→ **BRIEF**
Find the lines of data that contain the string "component", then list them.
━━━━━━━━━━━━━━━━━━━━━━━━━━━━━━
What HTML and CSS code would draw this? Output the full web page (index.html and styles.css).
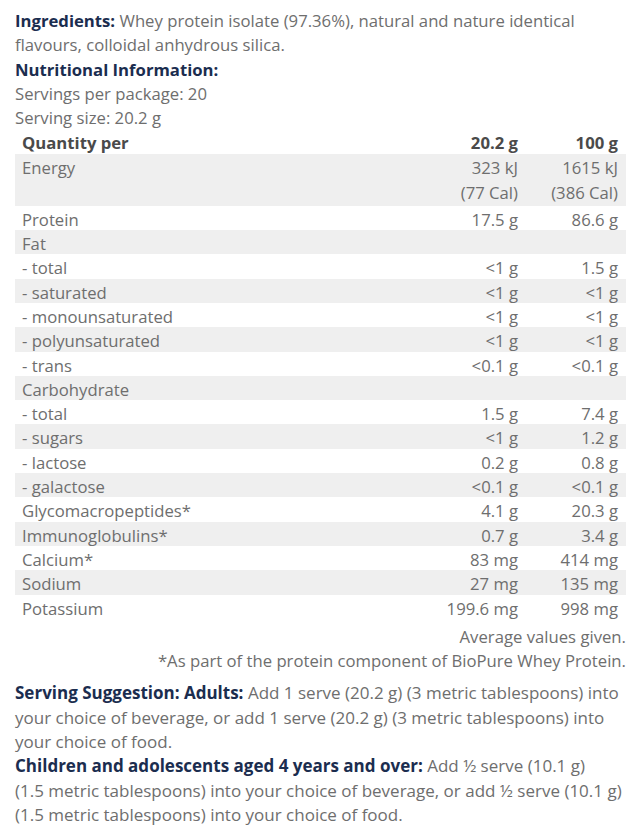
FILE: index.html
```html
<!DOCTYPE html>
<html>
<head>
<meta charset="utf-8">
<link rel="stylesheet" href="styles.css">
</head>
<body>
<div class="page">
  <p class="para"><span class="hd">Ingredients:</span> Whey protein isolate (97.36%), natural and nature identical flavours, colloidal anhydrous silica.</p>
  <p class="para hd">Nutritional Information:</p>
  <p class="para">Servings per package: 20</p>
  <p class="para">Serving size: 20.2 g</p>
  <table class="nip">
    <thead>
      <tr><th class="lbl">Quantity per</th><th class="c1">20.2 g</th><th class="c2">100 g</th></tr>
    </thead>
    <tbody>
      <tr class="alt tall"><td>Energy</td><td class="c1">323 kJ<br>(77 Cal)</td><td class="c2">1615 kJ<br>(386 Cal)</td></tr>
      <tr><td>Protein</td><td class="c1">17.5 g</td><td class="c2">86.6 g</td></tr>
      <tr class="alt"><td>Fat</td><td class="c1"></td><td class="c2"></td></tr>
      <tr><td>- total</td><td class="c1">&lt;1 g</td><td class="c2">1.5 g</td></tr>
      <tr class="alt"><td>- saturated</td><td class="c1">&lt;1 g</td><td class="c2">&lt;1 g</td></tr>
      <tr><td>- monounsaturated</td><td class="c1">&lt;1 g</td><td class="c2">&lt;1 g</td></tr>
      <tr class="alt"><td>- polyunsaturated</td><td class="c1">&lt;1 g</td><td class="c2">&lt;1 g</td></tr>
      <tr><td>- trans</td><td class="c1">&lt;0.1 g</td><td class="c2">&lt;0.1 g</td></tr>
      <tr class="alt"><td>Carbohydrate</td><td class="c1"></td><td class="c2"></td></tr>
      <tr><td>- total</td><td class="c1">1.5 g</td><td class="c2">7.4 g</td></tr>
      <tr class="alt"><td>- sugars</td><td class="c1">&lt;1 g</td><td class="c2">1.2 g</td></tr>
      <tr><td>- lactose</td><td class="c1">0.2 g</td><td class="c2">0.8 g</td></tr>
      <tr class="alt"><td>- galactose</td><td class="c1">&lt;0.1 g</td><td class="c2">&lt;0.1 g</td></tr>
      <tr><td>Glycomacropeptides*</td><td class="c1">4.1 g</td><td class="c2">20.3 g</td></tr>
      <tr class="alt"><td>Immunoglobulins*</td><td class="c1">0.7 g</td><td class="c2">3.4 g</td></tr>
      <tr><td>Calcium*</td><td class="c1">83 mg</td><td class="c2">414 mg</td></tr>
      <tr class="alt"><td>Sodium</td><td class="c1">27 mg</td><td class="c2">135 mg</td></tr>
      <tr><td>Potassium</td><td class="c1">199.6 mg</td><td class="c2">998 mg</td></tr>
    </tbody>
  </table>
  <div class="notes">
    <p class="para note">Average values given.</p>
    <p class="para note">*As part of the protein component of BioPure Whey Protein.</p>
  </div>
  <div class="serving">
    <p class="para"><span class="hd">Serving Suggestion: Adults:</span> Add 1 serve (20.2 g) (3 metric tablespoons) into your choice of beverage, or add 1 serve (20.2 g) (3 metric tablespoons) into your choice of food.</p>
    <p class="para"><span class="hd">Children and adolescents aged 4 years and over:</span> Add ½ serve (10.1&nbsp;g)<br>(1.5 metric tablespoons) into your choice of beverage, or add ½ serve (10.1&nbsp;g) (1.5 metric tablespoons) into your choice of food.</p>
  </div>
</div>
</body>
</html>
```
FILE: styles.css
```css
html, body {
  margin: 0;
  padding: 0;
  background: #ffffff;
}
body {
  font-family: "Open Sans", "Liberation Sans", sans-serif;
  font-size: 16.7px;
  color: #6e6e6e;
}
.page {
  padding: 9px 15px 0 15px;
  width: 611px;
}
.para {
  margin: 0;
  line-height: 24.3px;
}
.hd {
  font-weight: 700;
  color: #1b2d4f;
}
.nip {
  width: 611px;
  border-collapse: collapse;
  margin-top: -1px;
}
.nip th, .nip td {
  padding: 4px 0 0 0;
  height: 20.3px;
  line-height: 20.3px;
  vertical-align: top;
}
.nip th {
  font-weight: 700;
  color: #4a4a4a;
  text-align: left;
}
.nip .lbl, .nip td:first-child {
  padding-left: 7px;
}
.nip .c1 {
  text-align: right;
  width: 110px;
}
.nip .c2 {
  text-align: right;
  width: 100px;
  padding-right: 8px;
}
.nip tr.alt td {
  background: #efefef;
}
.nip tr.tall td {
  padding-top: 1px;
  line-height: 25.5px;
  height: 51px;
}
.notes {
  margin-top: 6px;
}
.note {
  text-align: right;
}
.serving {
  margin-top: 8px;
  font-size: 17px;
}
```
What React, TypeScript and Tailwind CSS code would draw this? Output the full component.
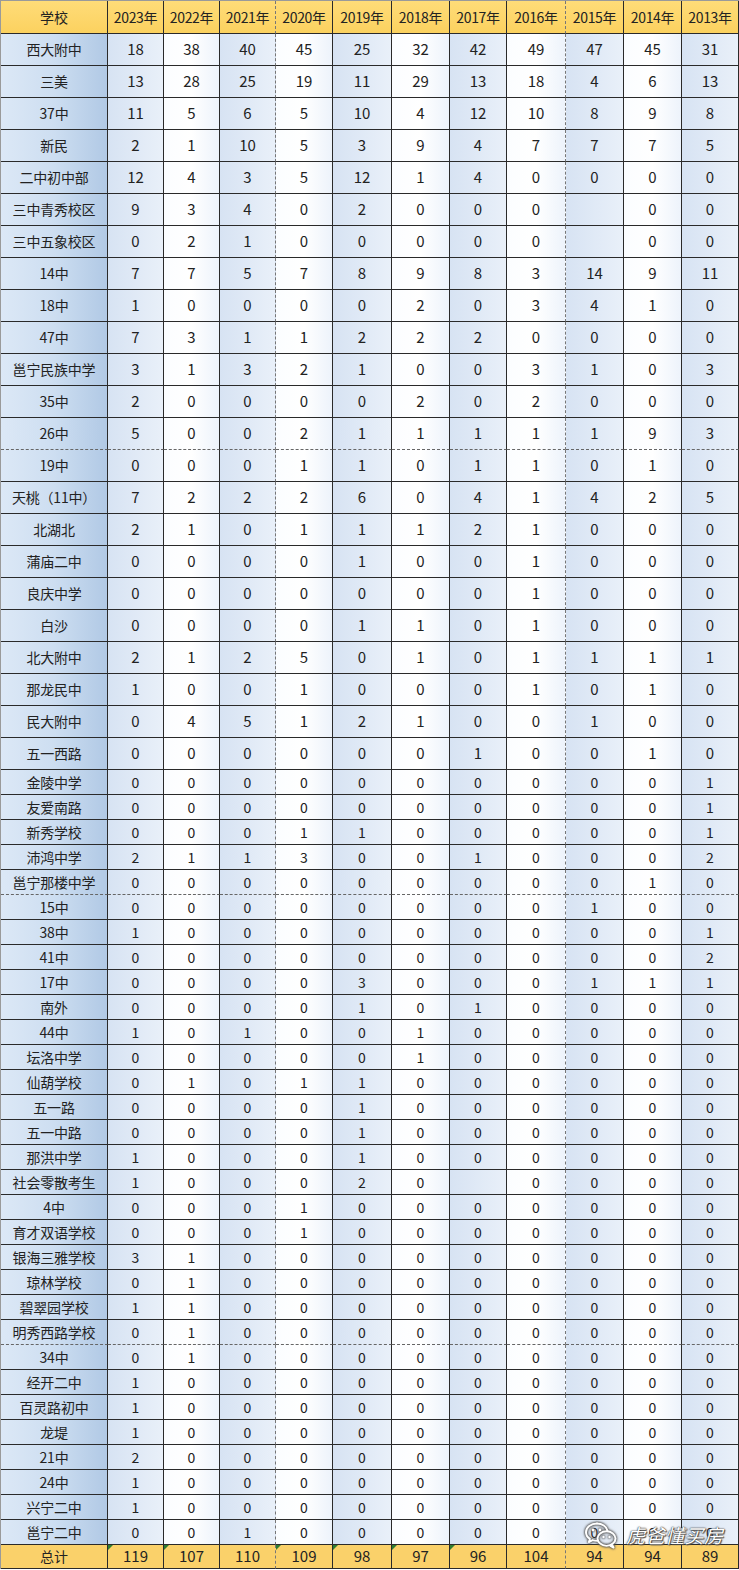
import React from "react";

const years = ["2023年", "2022年", "2021年", "2020年", "2019年", "2018年", "2017年", "2016年", "2015年", "2014年", "2013年"];

const raw: [string, string][] = [
  ["西大附中", "18 38 40 45 25 32 42 49 47 45 31"],
  ["三美", "13 28 25 19 11 29 13 18 4 6 13"],
  ["37中", "11 5 6 5 10 4 12 10 8 9 8"],
  ["新民", "2 1 10 5 3 9 4 7 7 7 5"],
  ["二中初中部", "12 4 3 5 12 1 4 0 0 0 0"],
  ["三中青秀校区", "9 3 4 0 2 0 0 0 - 0 0"],
  ["三中五象校区", "0 2 1 0 0 0 0 0 - 0 0"],
  ["14中", "7 7 5 7 8 9 8 3 14 9 11"],
  ["18中", "1 0 0 0 0 2 0 3 4 1 0"],
  ["47中", "7 3 1 1 2 2 2 0 0 0 0"],
  ["邕宁民族中学", "3 1 3 2 1 0 0 3 1 0 3"],
  ["35中", "2 0 0 0 0 2 0 2 0 0 0"],
  ["26中", "5 0 0 2 1 1 1 1 1 9 3"],
  ["19中", "0 0 0 1 1 0 1 1 0 1 0"],
  ["天桃（11中）", "7 2 2 2 6 0 4 1 4 2 5"],
  ["北湖北", "2 1 0 1 1 1 2 1 0 0 0"],
  ["蒲庙二中", "0 0 0 0 1 0 0 1 0 0 0"],
  ["良庆中学", "0 0 0 0 0 0 0 1 0 0 0"],
  ["白沙", "0 0 0 0 1 1 0 1 0 0 0"],
  ["北大附中", "2 1 2 5 0 1 0 1 1 1 1"],
  ["那龙民中", "1 0 0 1 0 0 0 1 0 1 0"],
  ["民大附中", "0 4 5 1 2 1 0 0 1 0 0"],
  ["五一西路", "0 0 0 0 0 0 1 0 0 1 0"],
  ["金陵中学", "0 0 0 0 0 0 0 0 0 0 1"],
  ["友爱南路", "0 0 0 0 0 0 0 0 0 0 1"],
  ["新秀学校", "0 0 0 1 1 0 0 0 0 0 1"],
  ["沛鸿中学", "2 1 1 3 0 0 1 0 0 0 2"],
  ["邕宁那楼中学", "0 0 0 0 0 0 0 0 0 1 0"],
  ["15中", "0 0 0 0 0 0 0 0 1 0 0"],
  ["38中", "1 0 0 0 0 0 0 0 0 0 1"],
  ["41中", "0 0 0 0 0 0 0 0 0 0 2"],
  ["17中", "0 0 0 0 3 0 0 0 1 1 1"],
  ["南外", "0 0 0 0 1 0 1 0 0 0 0"],
  ["44中", "1 0 1 0 0 1 0 0 0 0 0"],
  ["坛洛中学", "0 0 0 0 0 1 0 0 0 0 0"],
  ["仙葫学校", "0 1 0 1 1 0 0 0 0 0 0"],
  ["五一路", "0 0 0 0 1 0 0 0 0 0 0"],
  ["五一中路", "0 0 0 0 1 0 0 0 0 0 0"],
  ["那洪中学", "1 0 0 0 1 0 0 0 0 0 0"],
  ["社会零散考生", "1 0 0 0 2 0 - 0 0 0 0"],
  ["4中", "0 0 0 1 0 0 0 0 0 0 0"],
  ["育才双语学校", "0 0 0 1 0 0 0 0 0 0 0"],
  ["银海三雅学校", "3 1 0 0 0 0 0 0 0 0 0"],
  ["琼林学校", "0 1 0 0 0 0 0 0 0 0 0"],
  ["碧翠园学校", "1 1 0 0 0 0 0 0 0 0 0"],
  ["明秀西路学校", "0 1 0 0 0 0 0 0 0 0 0"],
  ["34中", "0 1 0 0 0 0 0 0 0 0 0"],
  ["经开二中", "1 0 0 0 0 0 0 0 0 0 0"],
  ["百灵路初中", "1 0 0 0 0 0 0 0 0 0 0"],
  ["龙堤", "1 0 0 0 0 0 0 0 0 0 0"],
  ["21中", "2 0 0 0 0 0 0 0 0 0 0"],
  ["24中", "1 0 0 0 0 0 0 0 0 0 0"],
  ["兴宁二中", "1 0 0 0 0 0 0 0 0 0 0"],
  ["邕宁二中", "0 0 1 0 0 0 0 0 0 0 0"],
];

const totals = ["119", "107", "110", "109", "98", "97", "96", "104", "94", "94", "89"];
const greenMark = [true, true, false, true, true, true, true, false, false, false, false];

const dashedBelow = new Set(["26中", "邕宁那楼中学", "明秀西路学校"]);

const gridCols =
  "grid grid-cols-[107px_56px_56px_56px_57px_59px_58px_57px_59px_58px_58px_57px]";

const base = "flex items-center justify-center border-r border-b border-[#2a2a2a] text-[#222]";

function rightStyle(i: number) {
  return i === 2 || i === 7 ? "[border-right-style:dashed] border-r-[#777]" : "";
}

function WeChatIcon() {
  return (
    <svg width="34" height="28" viewBox="0 0 34 28" className="[filter:drop-shadow(0_0_1px_#444)_drop-shadow(0_0_1px_#666)]">
      <path
        d="M13 2.5C6.9 2.5 2 6.4 2 11.2c0 2.7 1.5 5 3.9 6.6l-1 3.2 3.7-1.9c1.4.4 2.8.6 4.4.6"
        fill="none"
        stroke="#fff"
        strokeWidth="2"
        strokeLinecap="round"
        strokeLinejoin="round"
      />
      <path d="M23.5 9.8c-0.9-4.3-5.3-7.3-10.5-7.3" fill="none" stroke="#fff" strokeWidth="2" strokeLinecap="round" />
      <ellipse cx="22.5" cy="17.5" rx="9" ry="7.2" fill="none" stroke="#fff" strokeWidth="2" />
      <path d="M28 23.5l1.5 3-3.5-1.8" fill="none" stroke="#fff" strokeWidth="2" strokeLinejoin="round" />
      <circle cx="9" cy="9" r="1.4" fill="#fff" />
      <circle cx="16" cy="9" r="1.4" fill="#fff" />
      <circle cx="19.5" cy="16" r="1.2" fill="#fff" />
      <circle cx="25.5" cy="16" r="1.2" fill="#fff" />
    </svg>
  );
}

export default function App() {
  return (
    <div className="w-[739px] bg-white font-['Noto_Sans_CJK_SC','Noto_Sans',sans-serif]">
      <div className="relative border-l border-t border-[#9a9a9a]">
        <div className={`${gridCols} h-[33px] bg-linear-to-b from-[#ffdc78] to-[#fbd15e] text-[14px]`}>
          <div className={base}>学校</div>
          {years.map((y, i) => (
            <div key={y} className={`${base} ${rightStyle(i)} tracking-[-0.3px]`}>
              {y}
            </div>
          ))}
        </div>
        {raw.map(([name, vals], r) => {
          const tall = r < 23;
          const dashed = dashedBelow.has(name);
          const bottom = dashed ? "[border-bottom-style:dashed] border-b-[#666]" : "";
          const cells = vals.split(" ");
          return (
            <div key={name} className={`${gridCols} ${tall ? "h-[32px]" : "h-[25px]"} text-[14px]`}>
              <div className={`${base} ${bottom} bg-linear-to-r from-[#dce8f6] via-[#cddef1] to-[#b1c9e5] tracking-[-0.2px]`}>
                {name}
              </div>
              {cells.map((c, i) => {
                const blue = i % 2 === 0;
                const bg = blue
                  ? "bg-linear-to-r from-[#d7e3f3] to-[#e9f0f9]"
                  : "bg-linear-to-r from-[#fbfdff] via-white to-[#edf3fb]";
                return (
                  <div key={i} className={`${base} ${bg} ${bottom} ${rightStyle(i)} ${tall ? "text-[15px]" : "text-[14px]"}`}>
                    {c === "-" ? "" : c}
                  </div>
                );
              })}
            </div>
          );
        })}
        <div className={`${gridCols} h-[24px] bg-[#fad16a] text-[14px]`}>
          <div className={base}>总计</div>
          {totals.map((t, i) => (
            <div key={i} className={`${base} ${rightStyle(i)} relative text-[15px]`}>
              {greenMark[i] && (
                <span className="absolute left-0 top-0 h-0 w-0 border-t-[5px] border-r-[5px] border-t-[#2e7d32] border-r-transparent" />
              )}
              {t}
            </div>
          ))}
        </div>
        <div className="absolute left-[583px] top-[1520px] flex items-center gap-[8px]">
          <WeChatIcon />
          <span className="text-[19px] italic text-white [text-shadow:0_0_1px_#222,0_0_2px_#444,1px_1px_1px_#555] tracking-[0.5px]">
            虎爸懂买房
          </span>
        </div>
      </div>
    </div>
  );
}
━━━━━━━━━━━━━━━━━━━━━━━━━━━━━━
→ **RESPONSE**
    <p class="para note">*As part of the protein component of BioPure Whey Protein.</p>
What React, TypeScript and Tailwind CSS code would draw this? Output the full component.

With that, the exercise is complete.